Бидоны стояли на земле. Матиас не удержался от искушения и отхлебнул теплого парного молока, потом вытер рот рукой, оставив на верхней губе белые усики. Жанна бросила на него вызывающий взгляд и шагнула вперед, оказавшись на расстоянии поцелуя, и Матиас почувствовал, как напряглись соски девушки. Она коснулась губами влажно-жарких мужских губ, но Матиас оттолкнул ее. Девчонка неуправляема, связываться с ней слишком опасно. Уже два дня он ежесекундно рискует своей шкурой, не стоит усугублять… Матиас всегда умел использовать женщин, которые неизменно поддавались его мужскому обаянию. Любовницы (как, впрочем, и «претендентки») очень помогали ему при внедрении, но здесь, в этом замкнутом пространстве, девушка могла только помешать. Им с Рене нужно уходить, и как можно скорее.
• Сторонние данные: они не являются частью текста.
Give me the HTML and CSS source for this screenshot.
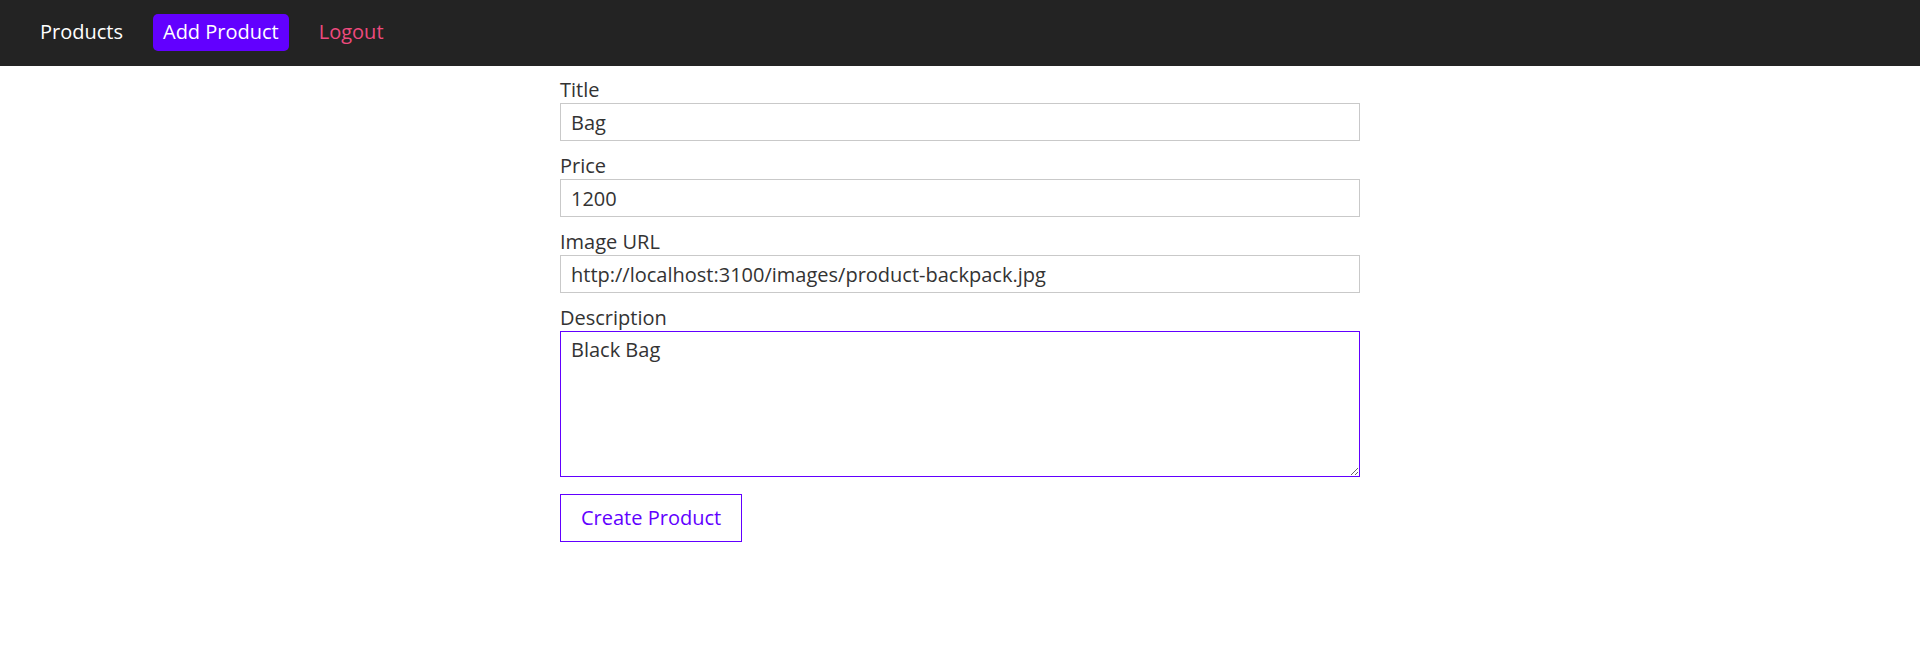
FILE: index.html
```
<!DOCTYPE html>
<html lang="en">
<head>
<meta charset="utf-8">
<title>Add Product</title>
<link rel="stylesheet" href="styles.css">
</head>
<body>
<header class="main-header">
  <nav class="main-nav">
    <ul class="nav-list">
      <li class="nav-item"><a class="nav-link" href="#">Products</a></li>
      <li class="nav-item"><a class="nav-link nav-link--active" href="#">Add Product</a></li>
      <li class="nav-item"><a class="nav-link nav-link--logout" href="#">Logout</a></li>
    </ul>
  </nav>
</header>
<main class="content">
  <form class="product-form">
    <div class="form-control">
      <label class="form-label" for="title">Title</label>
      <input class="form-input" type="text" id="title" value="Bag">
    </div>
    <div class="form-control">
      <label class="form-label" for="price">Price</label>
      <input class="form-input" type="text" id="price" value="1200">
    </div>
    <div class="form-control">
      <label class="form-label" for="imageUrl">Image URL</label>
      <input class="form-input" type="text" id="imageUrl" value="http://localhost:3100/images/product-backpack.jpg">
    </div>
    <div class="form-control">
      <label class="form-label" for="description">Description</label>
      <textarea class="form-input form-textarea form-textarea--focused" id="description">Black Bag</textarea>
    </div>
    <button class="btn" type="button">Create Product</button>
  </form>
</main>
</body>
</html>
```
FILE: styles.css
```
* {
  box-sizing: border-box;
}

html, body {
  margin: 0;
  padding: 0;
}

body {
  font-family: "Open Sans", "Noto Sans", sans-serif;
  font-size: 20px;
  line-height: 26px;
  color: #333;
  background: #fff;
}

.main-header {
  height: 66px;
  background: #232323;
  display: flex;
  align-items: center;
  padding: 0 30px 2px;
}

.nav-list {
  list-style: none;
  margin: 0;
  padding: 0;
  display: flex;
  align-items: center;
  gap: 20px;
}

.nav-link {
  display: block;
  padding: 5px 10px 6px;
  text-decoration: none;
  color: #fff;
  border-radius: 5px;
}

.nav-link--active {
  background: #6200ff;
  color: #fff;
}

.nav-link--logout {
  color: #ee4a7e;
}

.content {
  display: flex;
  justify-content: center;
}

.product-form {
  width: 800px;
  padding-top: 11px;
  display: flex;
  flex-direction: column;
  gap: 12px;
}

.form-control {
  display: flex;
  flex-direction: column;
}

.form-label {
  display: block;
  line-height: 26px;
}

.form-input {
  display: block;
  width: 100%;
  height: 38px;
  margin: 0;
  padding: 0 10px;
  border: 1px solid #c9c9c9;
  border-radius: 0;
  font: inherit;
  line-height: 26px;
  color: #333;
  background: #fff;
  outline: none;
}

.form-textarea {
  height: 146px;
  padding: 5px 10px;
  resize: vertical;
}

.form-textarea--focused {
  border-color: #6200ff;
}

.btn {
  align-self: flex-start;
  margin-top: 5px;
  height: 48px;
  padding: 0 20px;
  font: inherit;
  line-height: 26px;
  color: #6200ff;
  background: #fff;
  border: 1px solid #6200ff;
  border-radius: 0;
  cursor: pointer;
}
```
Жанна раскраснелась от досады, в глазах стояли непролившиеся слезы. Одна из коров шумно переступила ногами, другая подала голос, как будто хотела подбодрить хозяйку: «Не отступайся, действуй!» И Жанна послушалась. Взяла лицо Матиаса в ладони, притянула к себе и поцеловала. Он сдался. Ладно, от него не убудет, ничего страшного не случится! Девушка была невозможно хороша, а запах ее кожи вызывал ностальгические чувства, напоминая о первой и единственной его любви. Клара. Белокурая, бледная, высокая, болезненно хрупкая. Она вышла замуж за промышленника из Рура, ревностного нациста, и была до чертиков несчастна. В 1942-м они увиделись в Берлине. Она была пьяна и плакала у него на груди, жалуясь на судьбу богатой праздной женушки. Клара горевала об утраченной молодости и любви, сетовала на жуликоватых слуг, невозможность найти хорошего скорняка после «исчезновения» евреев, на свое бесплодие, низводившее ее до уровня парии в глазах приятельниц-нацисток. Муж выражал свое разочарование, время от времени поколачивая Клару. Матиасу бывшая любовница показалась такой неприятной, что он тоже дал ей затрещину, пожалев о встрече, испортившей воспоминание о том, как они двадцать лет назад занимались любовью в заброшенной часовне на берегу озера Юнгфернзее[64].